Colnade is organized into four layers. Understanding these layers helps you use the library effectively.

Architecture

┌──────────────────────────────────────────────────────┐
│                    User Code                         │
│  (schemas, transforms, pipeline definitions)         │
├──────────────────────────────────────────────────────┤
│              colnade (core library)                  │
│  ┌────────────┐  ┌──────────────┐  ┌──────────────┐ │
│  │   Schema    │  │  Expression  │  │  DataFrame   │ │
│  │   Layer     │  │    DSL       │  │  Interface   │ │
│  └────────────┘  └──────────────┘  └──────────────┘ │
├──────────────────────────────────────────────────────┤
│                 Backend Adapters                      │
│  ┌────────┐ ┌──────────┐ ┌─────┐ ┌────────────────┐ │
│  │ Polars │ │ Snowpark │ │ Ray │ │ DuckDB / etc.  │ │
│  └────────┘ └──────────┘ └─────┘ └────────────────┘ │
├──────────────────────────────────────────────────────┤
│              Execution Engines                        │
│  (Polars, Snowflake, Ray Data, DuckDB, etc.)         │
└──────────────────────────────────────────────────────┘

Schema Layer

Schemas define the structure of your data. They are Python classes that extend Schema:

class Users(Schema):
    id: Column[UInt64]
    name: Column[Utf8]
    age: Column[UInt64]

The metaclass (SchemaMeta) converts each Column[DType] annotation into a descriptor object. Users.age is a Column[UInt64] instance — not a string, not an integer. The type checker can verify attribute access.
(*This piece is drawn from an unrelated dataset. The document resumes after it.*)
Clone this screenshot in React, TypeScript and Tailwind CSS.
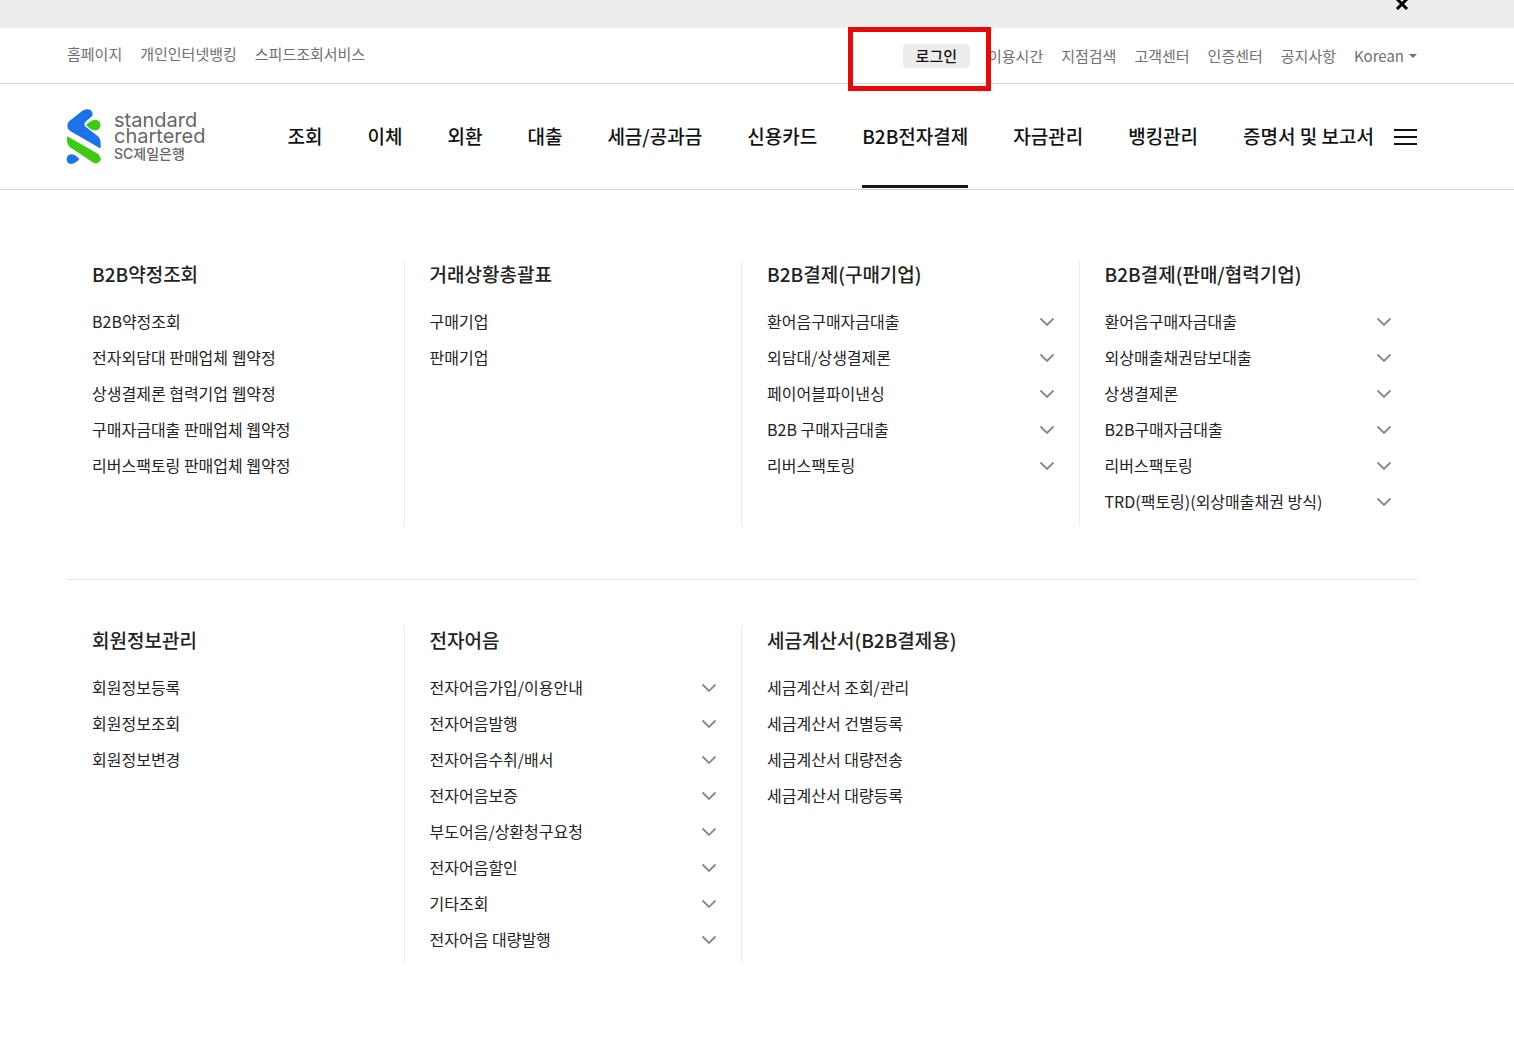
type MenuItem = { label: string; expandable?: boolean };
type MenuGroup = { title: string; items: MenuItem[] };

const leftLinks = ["홈페이지", "개인인터넷뱅킹", "스피드조회서비스"];
const rightLinks = ["이용시간", "지점검색", "고객센터", "인증센터", "공지사항"];

const navItems = [
  "조회",
  "이체",
  "외환",
  "대출",
  "세금/공과금",
  "신용카드",
  "B2B전자결제",
  "자금관리",
  "뱅킹관리",
  "증명서 및 보고서",
];
const activeNav = "B2B전자결제";

function plain(...labels: string[]): MenuItem[] {
  return labels.map((label) => ({ label }));
}

function expandable(...labels: string[]): MenuItem[] {
  return labels.map((label) => ({ label, expandable: true }));
}

const menuRows: MenuGroup[][] = [
  [
    {
      title: "B2B약정조회",
      items: plain(
        "B2B약정조회",
        "전자외담대 판매업체 웹약정",
        "상생결제론 협력기업 웹약정",
        "구매자금대출 판매업체 웹약정",
        "리버스팩토링 판매업체 웹약정",
      ),
    },
    { title: "거래상황총괄표", items: plain("구매기업", "판매기업") },
    {
      title: "B2B결제(구매기업)",
      items: expandable(
        "환어음구매자금대출",
        "외담대/상생결제론",
        "페이어블파이낸싱",
        "B2B 구매자금대출",
        "리버스팩토링",
      ),
    },
    {
      title: "B2B결제(판매/협력기업)",
      items: expandable(
        "환어음구매자금대출",
        "외상매출채권담보대출",
        "상생결제론",
        "B2B구매자금대출",
        "리버스팩토링",
        "TRD(팩토링)(외상매출채권 방식)",
      ),
    },
  ],
  [
    { title: "회원정보관리", items: plain("회원정보등록", "회원정보조회", "회원정보변경") },
    {
      title: "전자어음",
      items: expandable(
        "전자어음가입/이용안내",
        "전자어음발행",
        "전자어음수취/배서",
        "전자어음보증",
        "부도어음/상환청구요청",
        "전자어음할인",
        "기타조회",
        "전자어음 대량발행",
      ),
    },
    {
      title: "세금계산서(B2B결제용)",
      items: plain("세금계산서 조회/관리", "세금계산서 건별등록", "세금계산서 대량전송", "세금계산서 대량등록"),
    },
  ],
];

function Logo() {
  return (
    <a href="#" className="flex items-center gap-3 text-[#666]">
      <svg viewBox="0 0 108 170" className="h-14 w-9" aria-hidden="true">
        <path
          d="M48 6 Q61 -3 75 4 Q86 17 74 26 L60 37 Q50 46 60 55 L98 84 Q107 94 104 120 L12 67 Q-3 55 8 38 Z"
          fill="#1a73ea"
        />
        <path d="M61 49 Q73 34 88 33 Q104 35 104 49 Q102 64 88 65 Q74 64 61 49 Z" fill="#3ccb12" />
        <path
          d="M3 83 L96 136 Q109 147 103 158 Q94 170 80 162 L12 116 Q-1 105 3 83 Z"
          fill="#3ccb12"
        />
        <path d="M40 152 Q28 166 15 167 Q1 165 1 152 Q2 138 16 137 Q30 139 40 152 Z" fill="#1a73ea" />
      </svg>
      <span className="flex flex-col font-['Inter','Noto_Sans_CJK_KR',sans-serif]">
        <span className="text-xl leading-4">standard</span>
        <span className="text-xl leading-4">chartered</span>
        <span className="mt-0.5 text-sm leading-4 font-medium">SC제일은행</span>
      </span>
    </a>
  );
}

function UtilityBar() {
  return (
    <div className="border-b border-[#d8d8d8]">
      <div className="flex h-[55px] items-center justify-between pr-[97px] pl-[67px] text-[15px] text-[#6f6f6f]">
        <ul className="flex gap-[18px] pb-0.5">
          {leftLinks.map((label) => (
            <li key={label}>
              <a href="#">{label}</a>
            </li>
          ))}
        </ul>
        <ul className="flex items-center gap-[18px] pt-px">
          <li className="relative">
            <button type="button" className="block h-6 rounded bg-[#ededed] px-[13px] leading-6 font-medium text-[#111]">
              로그인
            </button>
            {/* highlight frame around the login button */}
            <span className="pointer-events-none absolute -top-[17px] -right-[21px] -bottom-[23px] -left-[55px] border-5 border-[#e80808]" />
          </li>
          {rightLinks.map((label) => (
            <li key={label}>
              <a href="#">{label}</a>
            </li>
          ))}
          <li>
            <button type="button" className="flex items-center gap-[5px]">
              Korean
              <svg viewBox="0 0 8 4" className="h-1 w-2" fill="currentColor" aria-hidden="true">
                <path d="M0 0h8L4 4z" />
              </svg>
            </button>
          </li>
        </ul>
      </div>
    </div>
  );
}

function Header() {
  return (
    <header className="border-b border-[#d0d0d0]">
      <div className="flex h-[105px] items-stretch justify-between pr-[97px] pl-[66px]">
        <Logo />
        <div className="flex items-stretch gap-5">
          <nav className="flex items-stretch gap-[45px] text-[19px] font-medium text-[#111]">
            {navItems.map((label) => (
              <a
                key={label}
                href="#"
                className={`mb-px flex items-center border-b-3 pt-1 whitespace-nowrap ${
                  label === activeNav ? "border-[#1a1a1a]" : "border-transparent"
                }`}
              >
                {label}
              </a>
            ))}
          </nav>
          <button type="button" aria-label="전체메뉴" className="flex flex-col justify-center gap-[5px]">
            <span className="h-0.5 w-[23px] bg-[#111]" />
            <span className="h-0.5 w-[23px] bg-[#111]" />
            <span className="h-0.5 w-[23px] bg-[#111]" />
          </button>
        </div>
      </div>
    </header>
  );
}

function MenuColumn({ group, last }: { group: MenuGroup; last: boolean }) {
  return (
    <section className={`border-r pr-6 pb-1.5 pl-[25px] ${last ? "border-transparent" : "border-[#ececec]"}`}>
      <h2 className="text-[19px] leading-[26px] font-medium text-[#222]">{group.title}</h2>
      <ul className="mt-4">
        {group.items.map((item) => (
          <li key={item.label} className="flex h-9 items-center justify-between text-base text-[#222]">
            <a href="#">{item.label}</a>
            {item.expandable && (
              <button type="button" aria-label={`${item.label} 펼치기`} className="pt-0.5">
                <svg
                  viewBox="0 0 16 10"
                  className="h-2.5 w-4"
                  fill="none"
                  stroke="#888"
                  strokeWidth="1.8"
                  aria-hidden="true"
                >
                  <path d="M1.5 1.5L8 8l6.5-6.5" />
                </svg>
              </button>
            )}
          </li>
        ))}
      </ul>
    </section>
  );
}

export default function App() {
  return (
    <div className="min-h-screen overflow-hidden bg-white font-['Noto_Sans_CJK_KR',sans-serif]">
      <div className="flex h-7 justify-end bg-[#ededed] pr-[105px]">
        <button type="button" aria-label="닫기" className="-mt-1 h-4 w-3.5 text-black">
          <svg viewBox="0 0 14 16" fill="none" stroke="currentColor" strokeWidth="3" aria-hidden="true">
            <path d="M2 3l10 10M12 3L2 13" />
          </svg>
        </button>
      </div>
      <UtilityBar />
      <Header />
      <main className="pr-[97px] pl-[67px]">
        {menuRows.map((row, index) => (
          <div
            key={row[0].title}
            className={`grid grid-cols-4 ${index === 0 ? "pt-[71px] pb-[54px]" : "border-t border-[#e8e8e8] pt-[47px]"}`}
          >
            {row.map((group, column) => (
              <MenuColumn key={group.title} group={group} last={column === row.length - 1} />
            ))}
          </div>
        ))}
      </main>
    </div>
  );
}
Schemas support inheritance, trait composition, and the mapped_from helper for schema transitions. See Schemas for details.

Expression DSL

When you write Users.age > 18, you get an expression tree node — specifically a BinOp[Bool]. The expression is not evaluated immediately. Instead, it builds an abstract syntax tree (AST) that a backend adapter translates into engine-native code.

Key expression types:

  • Comparisons: Users.age > 18BinOp[Bool]
  • Arithmetic: Users.score * 2BinOp[Float64]
  • Aggregations: Users.score.mean()Agg[Float64]
  • String methods: Users.name.str_starts_with("A")FunctionCall[Bool]
  • Null checks: Users.age.is_null()UnaryOp[Bool]

See Expressions for the full DSL reference.

DataFrame Layer

DataFrame[S] is a typed container parameterized by a schema. Operations are divided into two categories:

Schema-preserving — return DataFrame[S] (same schema): filter, sort, limit, head, tail, sample, unique, drop_nulls, with_columns

Schema-transforming — return DataFrame[Any] (schema changes): select, group_by().agg()

After a schema-transforming operation, use cast_schema() to bind to a new named schema. See DataFrames for details.

Backend Adapters

Backends translate expression trees and execute operations. The core library defines a BackendProtocol; each adapter implements it for a specific engine.

Currently available: colnade-polars (Polars backend)

When you call read_parquet("data.parquet", Users), the Polars backend is automatically attached. All subsequent operations on the DataFrame delegate to Polars under the hood.

The Type Safety Model

Colnade provides compile-time safety at three levels:

  1. Column referencesUsers.naem is a type error (attribute doesn't exist)
  2. Schema boundariesDataFrame[Users] cannot be passed where DataFrame[Orders] is expected
  3. Nullabilitymapped_from a nullable column to a non-nullable annotation is a type error

Operations within function bodies (e.g., using Orders.amount on a DataFrame[Users]) produce correct expression types but cannot be statically checked for schema membership — this is a known limitation documented in Type Checker Integration.